D3 Deficiency in Children

Vitamin D deficiency is not limited to adults. It is also rapidly on the increase in children and adolescents. The number of children who are vitamin D deficient and to a degree suffering from nutritional rickets (soft bones) is emerging as a significant problem for this age group.[16]

In children, vitamin D3 deficiency affects bone mass – leading to rickets[17] – as well as immune health.[18]

Concern for the rapid increase in vitamin D deficiency in children has grown to the point where paediatricians are questioning which dosage form is best to correct the deficiency.

Dr Craig Munns is a paediatric endocrinologist conducting research at The Children's Hospital at Westmead, NSW, to determine if high dose vitamin D supplementation (Stoss Therapy) is necessarily better than long-term, low-dose vitamin D supplementation to treat vitamin D deficiency in children and adolescents. He’s noticed that rickets has started to re-emerge in the last 6-10 years following patterns of immigration and lifestyle changes from greater skin cancer awareness.

"Unless you are taking a vitamin D supplement, you need sun exposure to the skin in order to manufacture sufficient levels of vitamin D, and reduced exposure will contribute to a deficiency. The safest approach might well be to “Slip! Slop! Slap!” and take a vitamin D supplement," he says.
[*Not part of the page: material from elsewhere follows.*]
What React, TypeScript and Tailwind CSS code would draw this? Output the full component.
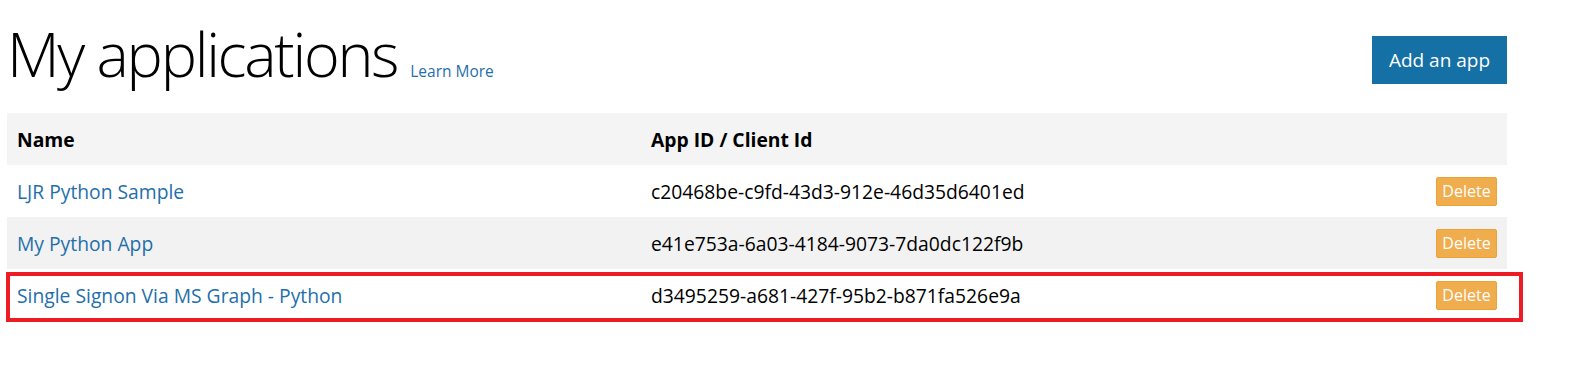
import React from 'react';

const apps = [
  { name: 'LJR Python Sample', id: 'c20468be-c9fd-43d3-912e-46d35d6401ed' },
  { name: 'My Python App', id: 'e41e753a-6a03-4184-9073-7da0dc122f9b' },
  { name: 'Single Signon Via MS Graph - Python', id: 'd3495259-a681-427f-95b2-b871fa526e9a' },
];

export default function App() {
  return (
    <div className="min-h-[374px] w-[1569px] bg-white pl-[7px] font-['Open_Sans',sans-serif] text-black">
      <div className="flex w-[1500px] items-start justify-between">
        <div className="flex items-baseline pt-[15px]">
          <h1 className="text-[61px] font-light leading-[78px] tracking-[-2.3px]">My applications</h1>
          <a href="#" className="ml-[13px] text-[15.5px] text-[#1f6fab]">Learn More</a>
        </div>
        <button className="mt-[36px] h-[48px] w-[135px] bg-[#1570a6] text-[19px] text-white">
          Add an app
        </button>
      </div>

      <table className="mt-[20px] w-[1500px] table-fixed border-collapse text-[19.3px]">
        <colgroup>
          <col className="w-[634px]" />
          <col />
          <col className="w-[120px]" />
        </colgroup>
        <thead>
          <tr className="h-[52px] bg-[#f4f4f4] text-left">
            <th className="pl-[10px] pt-[3px] font-bold">Name</th>
            <th className="pl-[10px] pt-[3px] font-bold">App ID / Client Id</th>
            <th></th>
          </tr>
        </thead>
        <tbody>
          {apps.map((app, i) => (
            <tr key={app.id} className={`h-[52px] ${i === 1 ? 'bg-[#f2f2f2]' : 'bg-white'} ${i === 2 ? 'relative' : ''}`}>
              <td className="pl-[10px] pt-[2px] text-[#1f6fab]">
                <a href="#">{app.name}</a>
              </td>
              <td className="pl-[10px] pt-[2px]">{app.id}</td>
              <td className="pr-[10px] text-right">
                <button className="h-[29px] w-[61px] rounded-[2px] border border-[#eea236] bg-[#f0ad4e] text-[16px] text-white">
                  Delete
                </button>
                {i === 2 && (
                  <div className="pointer-events-none absolute left-[-1px] top-[3px] h-[50px] w-[1517px] border-[4px] border-[#ed1c24]" />
                )}
              </td>
            </tr>
          ))}
        </tbody>
      </table>
    </div>
  );
}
Vitamin D deficiency is also of concern in pregnant and breastfeeding mothers as this can directly affect the vitamin D status of the newborn baby. Vitamin D deficiency in pregnancy can directly reduce the baby’s birth weight and limb length well into later childhood.[17,19] It can also lower baby’s resistance to infections.[16,18] According to Dr Munns, "Supplementation can be used right from the start. Infants require vitamin D and even when they are breastfed, there is often only very limited amounts of vitamin D3 in the breast milk."